Event summary combining transcript, slides, and related documents.

Logotype for Marriott Vacations Worldwide Corp

Q4 2024 earnings summary

23 Dec, 2025

Executive summary

  • Achieved 7% year-over-year contract sales growth in Q4 2024, with 9% growth from first-time buyers, reflecting strong leisure travel demand and effective promotional strategies.

  • System-wide resort occupancy reached 90% in 2024, with Hawaii at 95%, and guest satisfaction scores improved over prior years.

  • Strategic modernization and technology investments are expected to deliver $150–$200M in annualized Adjusted EBITDA benefits by 2026.

  • Expanded sales reach through virtual tours, non-traditional channels, and new resort openings, including a new Waikiki resort and plans for properties in Thailand, Bali, Orlando, Nashville, South Carolina, and Georgia.

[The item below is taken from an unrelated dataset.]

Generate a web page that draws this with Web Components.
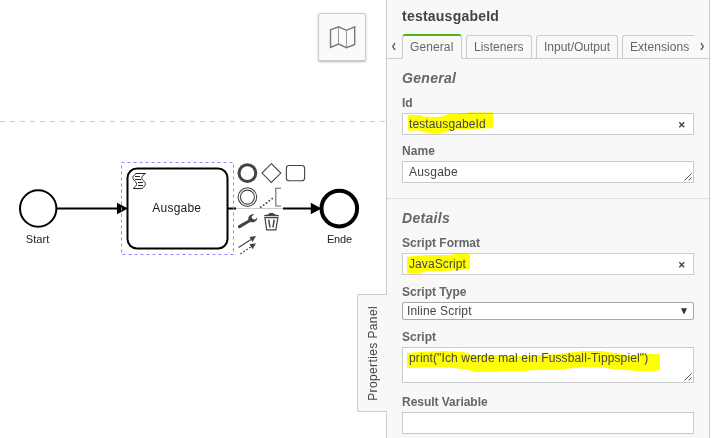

  • Business model is resilient, capital efficient, and focused on high-margin, recurring revenue streams, serving ~700,000 owner families as of 12/31/2024.

Financial highlights

  • 2024 Adjusted EBITDA reached $727M; Q4 Adjusted EBITDA was $185M, with a 21.0% margin.

  • Vacation Ownership segment contract sales grew 7% year-over-year; first-time buyer contract sales up 9%, owner sales up 6%.

  • Adjusted free cash flow for 2024 was $278M; cash provided by operating activities was $205M.

  • Resort management profit increased 6%; rental occupancy up 300 basis points, rental profit up 20% year-over-year.

  • Returned $163M to shareholders via dividends and share repurchases in 2024.

Outlook and guidance

  • 2025 contract sales guidance: $1.85–$1.93 billion, up 4% year-over-year; expected growth of 2%-6%.

  • 2025 Adjusted EBITDA projected at $750M–$780M, including $15M–$25M from modernization initiatives.

  • 2025 Adjusted free cash flow expected between $290M–$350M, a 15% increase year-over-year.

  • 2025 adjusted net income guidance: $250M–$280M; adjusted EPS: $6.30–$7.00.

  • Guidance excludes impacts from asset sales, FX, restructuring, litigation, and other non-core items.